The MoJ intends to run a competition in December 2023 for IAPs located in both London and the North West Probation Service regions, with contracts starting on 1 April 2026. The IAPs will be single sex occupancy. The MoJ intends to run a two-phase procurement with the second competition for IAPs in five other Probation Service regions: North East, South West/South Central, South East, Midlands and Wales.

A Prior Information Notice has been published, detailing market engagement events/information sessions taking place at the end of October for the first phase of the procurement.  The Notice includes registration links for each of the sessions: Independent Approved Premises – Phase 1 London and North West Probation Service Regions - Find a Tender (find-tender.service.gov.uk) 

Additional market engagement sessions will be held in February 2024 for the second procurement group; further information on this will be posted in early-2024.
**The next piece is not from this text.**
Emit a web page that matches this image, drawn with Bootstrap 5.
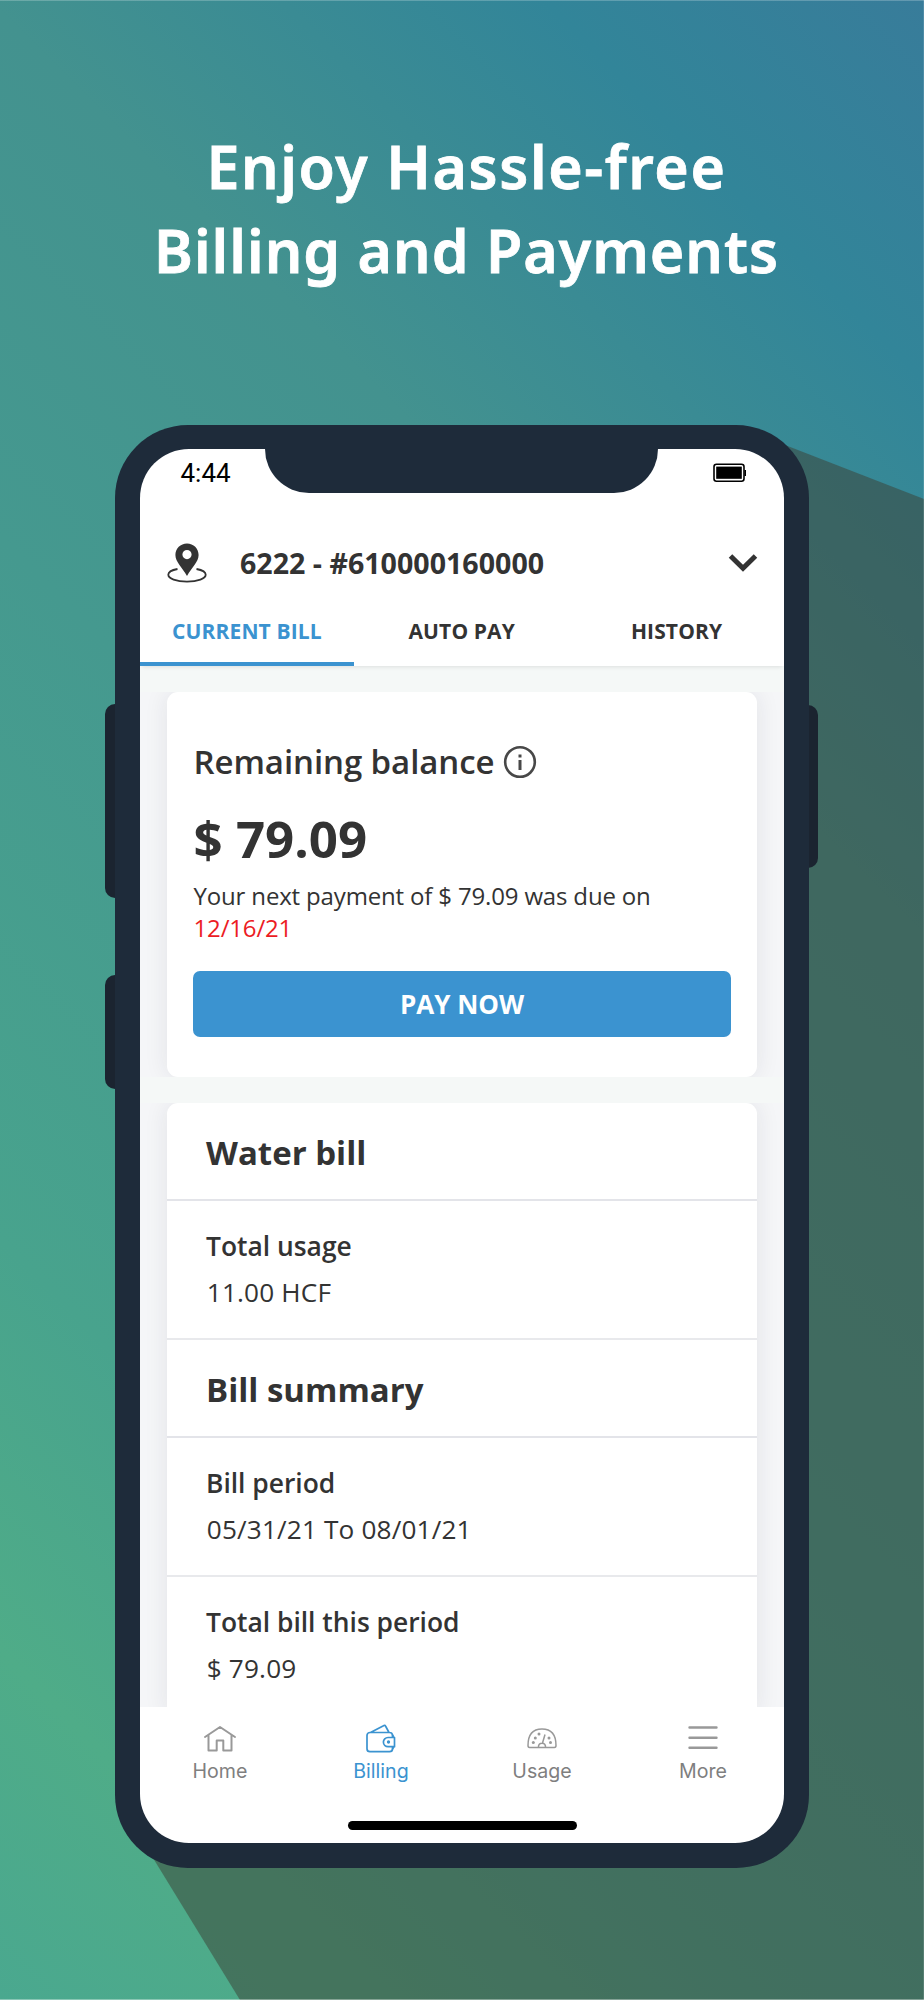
<!DOCTYPE html>
<html lang="en">
<head>
<meta charset="utf-8">
<meta name="viewport" content="width=device-width, initial-scale=1">
<title>Billing and Payments</title>
<link rel="stylesheet" href="https://cdn.jsdelivr.net/npm/bootstrap@5.3.0/dist/css/bootstrap.min.css">
<style>
body{width:924px;height:2000px;overflow:hidden;font-family:"Open Sans",sans-serif;color:#333;background:#4ba98e}
.stage{width:924px;height:2000px;padding-top:125px;background:linear-gradient(45deg,#4aa88f 0%,#4fac88 12%,#48a38d 26%,#45998f 50%,#43928f 68%,#3a8b94 78%,#328599 87%,#387c9a 100%)}
.stage::after{content:"";position:absolute;inset:0;box-shadow:inset -1px 0 rgba(255,255,255,.12),inset 0 1px rgba(255,255,255,.22),inset 0 -1px rgba(255,255,255,.35)}
.cast{left:0;top:0}
.headline{font:600 59px/83.5px "Noto Sans",sans-serif;color:#fff;-webkit-text-stroke:.8px #fff;height:299.5px;margin:0;padding-left:9px;text-align:center;white-space:nowrap}
.line-one{letter-spacing:1.6px}
.line-two{letter-spacing:1px}
.phone{width:693.5px;height:1443px;margin-left:115px;padding:24.5px;border-radius:73px;background:#1e2b3a;z-index:1}
.side-btn{width:20px;background:#1b2430;border-radius:10px}
.volume-up{left:105px;top:704px;height:194px}
.volume-down{left:105px;top:975px;height:114px}
.power{left:798px;top:705px;height:163px}
.screen{height:1394px;border-radius:49px;overflow:hidden;background:#fff}
.notch{left:125.5px;top:-1px;width:393px;height:45px;background:#1e2b3a;border-radius:0 0 44px 44px}
.status{height:48px;padding:0 38px 0 41px;color:#000;font-family:Roboto,sans-serif;font-size:26px}
.account{height:99px;padding:33px 26px 0 27px;font-size:28.6px;font-weight:700;white-space:nowrap}
.account-no{margin-left:33.5px}
.tabs{height:70px;font-size:21px;font-weight:700;letter-spacing:.12px;box-shadow:0 3px 4px -2px rgba(0,0,0,.1);z-index:1}
.tab-item{color:#333;text-decoration:none;white-space:nowrap;padding-top:2px}
.tab-item.active{color:#3b93d0;box-shadow:inset 0 -4px #3b93d0}
.feed{height:1041px;padding-top:26px;background:#f5f8f7;overflow:hidden}
.band{padding:0 27px 0 27px;background:#f5f6f8;overflow:hidden}
.band+.band{margin-top:26px}
.panel{background:#fff;border-radius:11px;box-shadow:0 0 24px rgba(30,30,50,.09)}
.balance{height:385px;padding:45px 26.5px 0 27px}
.t-head{font-size:33px;line-height:50px;font-weight:600;letter-spacing:-.08px;white-space:nowrap}
.t-head svg{margin-left:8.5px}
.t-amount{font-size:51px;line-height:64px;font-weight:700;margin-top:19px}
.t-note{font-size:24px;line-height:32px;margin-top:9.6px;letter-spacing:-.16px;white-space:nowrap}
.due{color:#ec1c24}
.pay{height:66px;width:538px;margin:27.4px 0 0 -.5px;background:#3b93d0;color:#fff;font-size:26px;font-weight:700;border:0;border-radius:7px}
.pay span{padding-top:2px}
.t-sec{height:96px;padding:3px 39px 0 39.5px;font-size:33px;font-weight:700}
.ln{border-bottom:2px solid #e3e4e9}
.ln1{border-bottom:2px solid #e8e9ec}
.row-item{height:137px;padding:24.5px 39px 0 39.5px;white-space:nowrap}
.row-item .k{font-size:26.4px;line-height:40px;font-weight:600}
.row-item .v{font-size:26.2px;line-height:40px;margin-top:6px;padding-left:.8px;letter-spacing:.15px}
.bottom{height:136px}
.nav-cell{width:161px;color:#7f7f7f;font:400 19.6px/26px Inter,sans-serif;text-decoration:none;padding-top:12px}
.nav-cell span{padding-top:1px}
.nav-cell.active{color:#3b93d0}
.home-bar{left:208px;bottom:13.5px;width:229.5px;height:8.5px;border-radius:5px;background:#000}
svg{display:block;flex:none}
</style>
</head>
<body>
<main class="stage position-relative">
  <svg class="cast position-absolute" width="924" height="2000"><path d="M785 445L924 499V2000H240L153 1858Z" fill="#3c4235" fill-opacity=".52"/></svg>
  <h1 class="headline position-relative"><span class="line-one">Enjoy Hassle-free</span><br><span class="line-two">Billing and Payments</span></h1>
  <div class="side-btn volume-up position-absolute"></div>
  <div class="side-btn volume-down position-absolute"></div>
  <div class="side-btn power position-absolute"></div>
  <section class="phone position-relative">
    <div class="screen position-relative d-flex flex-column">
      <div class="notch position-absolute"></div>
      <div class="status d-flex justify-content-between align-items-center">
        <span>4:44</span>
        <svg width="33" height="20"><rect x="1" y="1.2" width="30" height="17" rx="2.5" fill="#fff" stroke="#000" stroke-width="1.6"/><rect x="3.2" y="3.6" width="25.6" height="12.2" fill="#000"/><path d="M31.5 7h1.5v6h-1.5z"/></svg>
      </div>
      <div class="account d-flex align-items-center">
        <svg width="40" height="42" viewBox="0 0 40 42"><path fill="#333" fill-rule="evenodd" d="M20 1.500C13.500 1.500 8.400 6.500 8.400 13c0 7 6.600 12 11.600 21 5-9 11.600-14 11.600-21C31.600 6.500 26.500 1.500 20 1.500Zm0 6.500a4.600 4.600 0 1 1 0 9.200A4.600 4.600 0 0 1 20 8Z"/><path fill="none" stroke="#333" stroke-width="1.800" d="M10.500 27C5 28 1.300 30 1.300 32.800c0 3.800 8 6.800 18.700 6.800s18.700-3 18.700-6.800c0-2.800-3.700-4.800-9.200-5.800"/></svg>
        <span class="account-no">6222 - #610000160000</span>
        <svg class="ms-auto" width="30" height="20"><path d="M2.500 3L15 15.200 27.500 3" fill="none" stroke="#333" stroke-width="5"/></svg>
      </div>
      <nav class="tabs d-flex position-relative">
        <a class="tab-item active flex-fill w-25 d-flex align-items-center justify-content-center">CURRENT BILL</a>
        <a class="tab-item flex-fill w-25 d-flex align-items-center justify-content-center">AUTO PAY</a>
        <a class="tab-item flex-fill w-25 d-flex align-items-center justify-content-center">HISTORY</a>
      </nav>
      <div class="feed">
        <div class="band">
          <div class="panel balance">
            <div class="t-head d-flex align-items-center"><span>Remaining balance</span>
              <svg width="34" height="34"><circle cx="17" cy="17" r="14.800" fill="none" stroke="#484848" stroke-width="2.600"/><path d="M15.500 9.500h3v3h-3zM15.500 15h3v10h-3z" fill="#484848"/></svg></div>
            <div class="t-amount">$ 79.09</div>
            <div class="t-note">Your next payment of $ 79.09 was due on<br><span class="due">12/16/21</span></div>
            <button class="pay btn d-flex align-items-center justify-content-center p-0"><span>PAY NOW</span></button>
          </div>
        </div>
        <div class="band">
          <div class="panel rounded-bottom-0">
            <div class="t-sec d-flex align-items-center">Water bill</div>
            <div class="ln"></div>
            <div class="row-item"><div class="k">Total usage</div><div class="v">11.00 HCF</div></div>
            <div class="ln1"></div>
            <div class="t-sec d-flex align-items-center">Bill summary</div>
            <div class="ln"></div>
            <div class="row-item"><div class="k">Bill period</div><div class="v">05/31/21 To 08/01/21</div></div>
            <div class="ln1"></div>
            <div class="row-item"><div class="k">Total bill this period</div><div class="v">$ 79.09</div></div>
          </div>
        </div>
      </div>
      <nav class="bottom d-flex">
        <a class="nav-cell d-flex flex-column align-items-center"><svg width="38" height="38" viewBox="0 0 38 38" fill="none" stroke="#999" stroke-width="2"><path d="M4 18L19 8l15 10M7.500 16v15.500h8.200V21.500h6.600v10h8.200V16" stroke-linejoin="round" stroke-linecap="round"/></svg><span>Home</span></a>
        <a class="nav-cell active d-flex flex-column align-items-center"><svg width="38" height="38" viewBox="0 0 38 38" fill="none" stroke="#3b93d0" stroke-width="1.700" stroke-linejoin="round"><path d="M30.500 18v-1.500a3 3 0 0 0-3-3H8a3 3 0 0 0-3 3v13.200a3 3 0 0 0 3 3h19.500a3 3 0 0 0 3-3V27.500M8.500 13.500L22 6.500q1-.5 1.500.5L27 13.500"/><path d="M32.500 18.500H26a4.600 4.600 0 0 0 0 9.200h6.500zM30.500 16l1.500 2.500M30.500 30l1.500-2.500"/><circle cx="26.500" cy="23" r=".8" fill="#3b93d0"/></svg><span>Billing</span></a>
        <a class="nav-cell d-flex flex-column align-items-center"><svg width="38" height="38" viewBox="0 0 38 38" fill="none" stroke="#999" stroke-width="1.500" stroke-linejoin="round"><path d="M6.500 28.400Q5 28.400 5 26.500C5 17 9 10 19 10s14 7 14 16.500q0 1.900-1.500 1.900zM15.400 28.400c0-5.500 7.200-5.500 7.200 0M19.500 24l2.500-8.500"/><g fill="#999" stroke="none"><circle cx="10.300" cy="23.500" r="1.500"/><circle cx="12.300" cy="19" r="1.500"/><circle cx="16" cy="15" r="1.500"/><circle cx="26" cy="19" r="1.500"/><circle cx="27.500" cy="23.500" r="1.500"/></g></svg><span>Usage</span></a>
        <a class="nav-cell d-flex flex-column align-items-center"><svg width="38" height="38" viewBox="0 0 38 38" stroke="#999" stroke-width="2.400" stroke-linecap="round"><path d="M5.500 8.500h27M5.500 18.700h27M5.500 28.800h27"/></svg><span>More</span></a>
      </nav>
      <div class="home-bar position-absolute"></div>
    </div>
  </section>
</main>
<script src="https://cdn.jsdelivr.net/npm/bootstrap@5.3.0/dist/js/bootstrap.bundle.min.js"></script>
</body>
</html>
7. Transforming prisoner education for life on release

HMPPS is transforming prison education within England with a new Prisoner Education Service (PES) designed to provide people in prison with the skills, knowledge and qualifications that will help them better prepare for life on release.  

Statistics show that prisoners who participate in education while in custody have a reoffending rate that is 9 percentage points lower than their peers who do not, and an increased likelihood of getting a job on release.  

In September, potential providers were invited to bid to deliver the core education element of the new service, which will improve the numeracy and literacy of prisoners. 

The new contracts will run from April 2025 and will deliver a two-tiered curriculum that helps prisoners gain the necessary skills to live an independent life on release, and to access opportunities in vocational subject areas to help progression into employment or further education and training.